Locate every line in the records below that contains the word "this", and copy each one.

◆ Raw records:
*****
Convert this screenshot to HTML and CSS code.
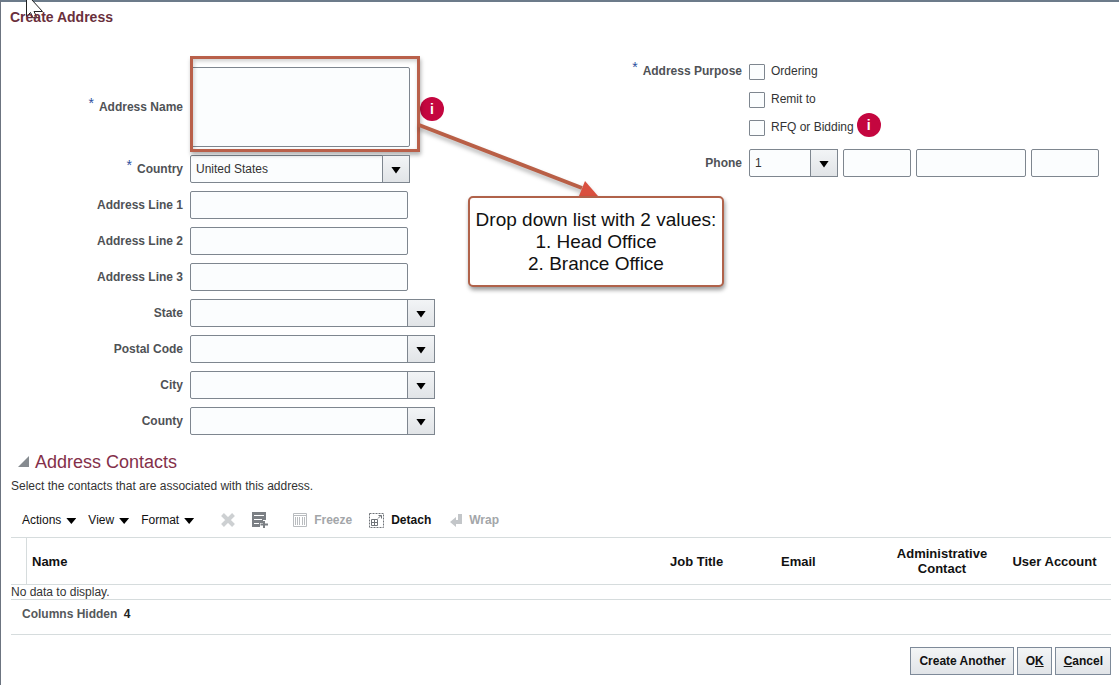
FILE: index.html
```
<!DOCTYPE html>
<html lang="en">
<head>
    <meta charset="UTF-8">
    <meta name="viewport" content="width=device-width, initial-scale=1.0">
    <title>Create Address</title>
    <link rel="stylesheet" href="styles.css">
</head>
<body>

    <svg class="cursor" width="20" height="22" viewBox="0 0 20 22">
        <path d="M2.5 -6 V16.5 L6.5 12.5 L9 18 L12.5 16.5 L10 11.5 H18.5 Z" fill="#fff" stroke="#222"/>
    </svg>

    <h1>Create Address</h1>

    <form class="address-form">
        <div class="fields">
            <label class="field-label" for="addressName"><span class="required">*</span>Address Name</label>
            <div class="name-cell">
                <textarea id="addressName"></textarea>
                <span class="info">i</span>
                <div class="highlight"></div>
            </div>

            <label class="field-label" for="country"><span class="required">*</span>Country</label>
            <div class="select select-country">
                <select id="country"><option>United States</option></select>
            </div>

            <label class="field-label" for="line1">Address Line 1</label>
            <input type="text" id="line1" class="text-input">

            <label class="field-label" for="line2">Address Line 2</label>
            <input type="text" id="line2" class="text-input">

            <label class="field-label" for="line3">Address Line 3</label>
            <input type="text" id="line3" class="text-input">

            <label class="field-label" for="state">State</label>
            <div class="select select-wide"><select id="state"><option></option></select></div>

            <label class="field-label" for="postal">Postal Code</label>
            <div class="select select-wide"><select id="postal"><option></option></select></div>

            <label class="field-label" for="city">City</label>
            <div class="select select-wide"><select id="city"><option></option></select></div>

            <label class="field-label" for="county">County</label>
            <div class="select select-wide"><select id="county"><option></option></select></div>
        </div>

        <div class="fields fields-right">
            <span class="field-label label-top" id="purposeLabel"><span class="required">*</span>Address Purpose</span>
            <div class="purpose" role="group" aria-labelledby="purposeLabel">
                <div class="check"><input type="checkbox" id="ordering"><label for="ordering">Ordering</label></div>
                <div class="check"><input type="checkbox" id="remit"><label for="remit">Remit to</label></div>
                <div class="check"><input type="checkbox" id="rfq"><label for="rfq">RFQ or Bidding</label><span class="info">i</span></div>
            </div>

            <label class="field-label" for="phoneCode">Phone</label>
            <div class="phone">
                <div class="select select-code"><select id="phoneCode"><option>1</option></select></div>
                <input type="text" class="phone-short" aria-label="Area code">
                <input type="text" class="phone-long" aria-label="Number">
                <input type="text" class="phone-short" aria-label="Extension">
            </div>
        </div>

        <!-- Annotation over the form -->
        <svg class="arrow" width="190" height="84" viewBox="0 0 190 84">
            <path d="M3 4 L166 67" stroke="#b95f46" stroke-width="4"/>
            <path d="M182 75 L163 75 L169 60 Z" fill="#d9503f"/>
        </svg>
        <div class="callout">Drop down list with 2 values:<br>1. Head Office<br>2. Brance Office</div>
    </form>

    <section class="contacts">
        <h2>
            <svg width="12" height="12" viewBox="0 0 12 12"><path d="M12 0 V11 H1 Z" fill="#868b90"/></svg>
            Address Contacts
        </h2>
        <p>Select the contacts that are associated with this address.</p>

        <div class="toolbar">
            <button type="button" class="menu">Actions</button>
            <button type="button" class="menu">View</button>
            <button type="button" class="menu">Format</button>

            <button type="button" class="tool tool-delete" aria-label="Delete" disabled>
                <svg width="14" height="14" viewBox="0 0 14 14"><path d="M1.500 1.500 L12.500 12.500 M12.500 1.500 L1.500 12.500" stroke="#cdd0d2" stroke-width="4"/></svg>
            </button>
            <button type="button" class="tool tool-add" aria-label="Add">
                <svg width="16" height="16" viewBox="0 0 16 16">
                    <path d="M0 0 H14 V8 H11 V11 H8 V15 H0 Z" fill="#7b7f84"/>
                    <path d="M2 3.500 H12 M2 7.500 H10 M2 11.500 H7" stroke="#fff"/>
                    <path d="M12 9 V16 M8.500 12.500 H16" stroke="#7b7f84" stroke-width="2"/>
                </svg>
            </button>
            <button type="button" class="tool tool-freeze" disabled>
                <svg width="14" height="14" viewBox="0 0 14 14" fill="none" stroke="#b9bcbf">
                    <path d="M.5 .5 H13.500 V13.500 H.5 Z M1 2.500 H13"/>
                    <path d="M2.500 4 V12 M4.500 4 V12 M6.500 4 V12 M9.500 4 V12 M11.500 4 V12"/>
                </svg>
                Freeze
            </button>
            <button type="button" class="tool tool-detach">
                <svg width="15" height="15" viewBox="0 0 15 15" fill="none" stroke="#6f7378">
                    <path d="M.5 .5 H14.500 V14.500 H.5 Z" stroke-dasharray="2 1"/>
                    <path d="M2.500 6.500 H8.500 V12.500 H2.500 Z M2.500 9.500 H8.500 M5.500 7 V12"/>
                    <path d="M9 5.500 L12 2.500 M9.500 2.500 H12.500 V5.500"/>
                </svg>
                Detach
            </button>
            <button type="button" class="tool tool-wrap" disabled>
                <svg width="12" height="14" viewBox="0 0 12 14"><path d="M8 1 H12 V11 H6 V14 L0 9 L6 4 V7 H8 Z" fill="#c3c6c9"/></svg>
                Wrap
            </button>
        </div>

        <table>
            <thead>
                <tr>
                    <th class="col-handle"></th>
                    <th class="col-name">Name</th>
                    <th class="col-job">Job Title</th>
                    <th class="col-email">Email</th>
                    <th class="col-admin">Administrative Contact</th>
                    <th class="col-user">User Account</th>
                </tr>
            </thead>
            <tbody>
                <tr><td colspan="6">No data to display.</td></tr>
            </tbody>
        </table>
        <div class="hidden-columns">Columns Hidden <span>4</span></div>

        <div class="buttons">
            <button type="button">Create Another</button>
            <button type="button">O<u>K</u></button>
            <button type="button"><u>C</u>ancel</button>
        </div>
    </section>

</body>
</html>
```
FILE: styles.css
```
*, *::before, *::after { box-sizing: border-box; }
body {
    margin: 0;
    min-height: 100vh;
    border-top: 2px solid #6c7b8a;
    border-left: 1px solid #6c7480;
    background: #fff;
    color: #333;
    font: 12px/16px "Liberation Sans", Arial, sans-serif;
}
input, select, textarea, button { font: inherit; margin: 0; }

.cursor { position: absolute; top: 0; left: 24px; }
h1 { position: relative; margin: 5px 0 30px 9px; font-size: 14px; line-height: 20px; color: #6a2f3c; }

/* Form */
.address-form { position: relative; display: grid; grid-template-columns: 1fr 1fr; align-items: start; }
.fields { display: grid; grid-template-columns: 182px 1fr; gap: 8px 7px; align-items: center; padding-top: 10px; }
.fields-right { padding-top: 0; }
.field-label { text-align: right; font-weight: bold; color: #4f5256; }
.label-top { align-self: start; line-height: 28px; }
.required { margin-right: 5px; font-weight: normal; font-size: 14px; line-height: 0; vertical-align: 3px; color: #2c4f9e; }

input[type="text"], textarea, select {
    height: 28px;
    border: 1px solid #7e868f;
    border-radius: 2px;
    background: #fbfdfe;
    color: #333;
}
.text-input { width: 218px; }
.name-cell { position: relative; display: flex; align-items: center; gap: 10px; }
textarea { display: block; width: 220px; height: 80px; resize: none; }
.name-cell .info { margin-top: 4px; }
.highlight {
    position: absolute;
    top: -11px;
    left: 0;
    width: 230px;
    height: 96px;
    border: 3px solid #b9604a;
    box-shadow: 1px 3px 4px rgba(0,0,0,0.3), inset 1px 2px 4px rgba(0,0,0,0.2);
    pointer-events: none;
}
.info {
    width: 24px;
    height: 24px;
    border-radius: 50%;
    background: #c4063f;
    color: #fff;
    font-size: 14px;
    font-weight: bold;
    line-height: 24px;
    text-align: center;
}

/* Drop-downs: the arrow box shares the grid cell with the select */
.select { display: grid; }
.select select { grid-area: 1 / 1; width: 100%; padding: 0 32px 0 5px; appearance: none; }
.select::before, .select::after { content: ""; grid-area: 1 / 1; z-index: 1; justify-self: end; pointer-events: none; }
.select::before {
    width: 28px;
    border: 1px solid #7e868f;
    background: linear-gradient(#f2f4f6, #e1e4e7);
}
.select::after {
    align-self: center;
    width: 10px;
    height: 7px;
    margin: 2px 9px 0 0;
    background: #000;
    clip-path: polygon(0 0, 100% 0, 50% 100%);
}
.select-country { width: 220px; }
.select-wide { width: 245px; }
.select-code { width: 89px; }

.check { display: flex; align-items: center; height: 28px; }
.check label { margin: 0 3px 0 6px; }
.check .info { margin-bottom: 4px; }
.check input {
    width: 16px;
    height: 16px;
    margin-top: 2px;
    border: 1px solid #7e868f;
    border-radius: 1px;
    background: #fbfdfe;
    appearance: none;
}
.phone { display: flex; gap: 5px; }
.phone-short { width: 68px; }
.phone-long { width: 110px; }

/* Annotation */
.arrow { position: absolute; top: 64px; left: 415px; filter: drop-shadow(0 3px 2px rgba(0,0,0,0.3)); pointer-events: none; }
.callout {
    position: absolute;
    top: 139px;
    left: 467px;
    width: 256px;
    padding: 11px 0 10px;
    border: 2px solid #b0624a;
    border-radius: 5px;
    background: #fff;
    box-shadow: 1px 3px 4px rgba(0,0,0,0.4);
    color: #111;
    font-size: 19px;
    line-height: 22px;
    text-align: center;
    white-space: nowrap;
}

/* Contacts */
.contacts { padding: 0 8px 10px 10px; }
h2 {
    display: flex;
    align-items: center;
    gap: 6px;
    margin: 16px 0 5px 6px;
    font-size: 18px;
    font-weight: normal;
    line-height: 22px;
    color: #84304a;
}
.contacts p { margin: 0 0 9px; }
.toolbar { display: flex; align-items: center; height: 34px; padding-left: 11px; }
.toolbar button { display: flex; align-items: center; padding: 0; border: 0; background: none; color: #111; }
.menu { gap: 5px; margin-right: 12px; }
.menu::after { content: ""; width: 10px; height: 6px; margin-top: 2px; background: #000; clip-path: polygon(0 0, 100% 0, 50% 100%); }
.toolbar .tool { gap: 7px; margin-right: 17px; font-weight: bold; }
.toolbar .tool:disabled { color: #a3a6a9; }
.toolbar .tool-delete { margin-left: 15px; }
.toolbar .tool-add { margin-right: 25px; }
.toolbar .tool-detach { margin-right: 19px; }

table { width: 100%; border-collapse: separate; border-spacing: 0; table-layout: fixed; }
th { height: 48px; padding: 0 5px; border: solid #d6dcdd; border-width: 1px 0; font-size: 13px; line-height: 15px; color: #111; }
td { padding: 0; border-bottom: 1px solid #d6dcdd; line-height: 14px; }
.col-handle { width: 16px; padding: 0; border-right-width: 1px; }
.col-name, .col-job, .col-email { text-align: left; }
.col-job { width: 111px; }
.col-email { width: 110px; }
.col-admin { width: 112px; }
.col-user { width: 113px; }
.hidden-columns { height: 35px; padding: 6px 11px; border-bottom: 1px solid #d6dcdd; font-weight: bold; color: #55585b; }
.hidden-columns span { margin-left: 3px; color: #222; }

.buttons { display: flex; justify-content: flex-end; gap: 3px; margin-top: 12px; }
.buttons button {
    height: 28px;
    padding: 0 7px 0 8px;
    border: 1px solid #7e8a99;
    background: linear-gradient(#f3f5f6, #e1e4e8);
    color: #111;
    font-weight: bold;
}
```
*****
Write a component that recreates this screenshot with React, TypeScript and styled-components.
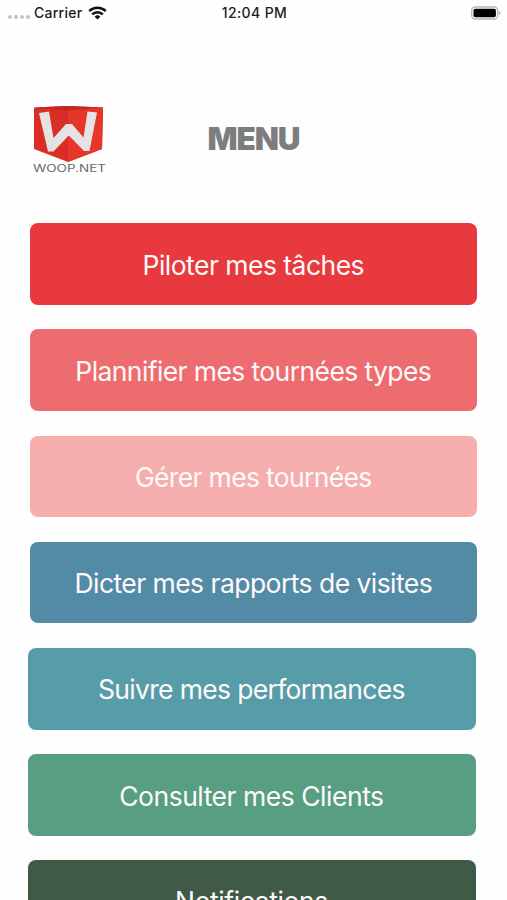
*****
◆ Response:
Convert this screenshot to HTML and CSS code.
        <p>Select the contacts that are associated with this address.</p>
Write a component that recreates this screenshot with React, TypeScript and styled-components.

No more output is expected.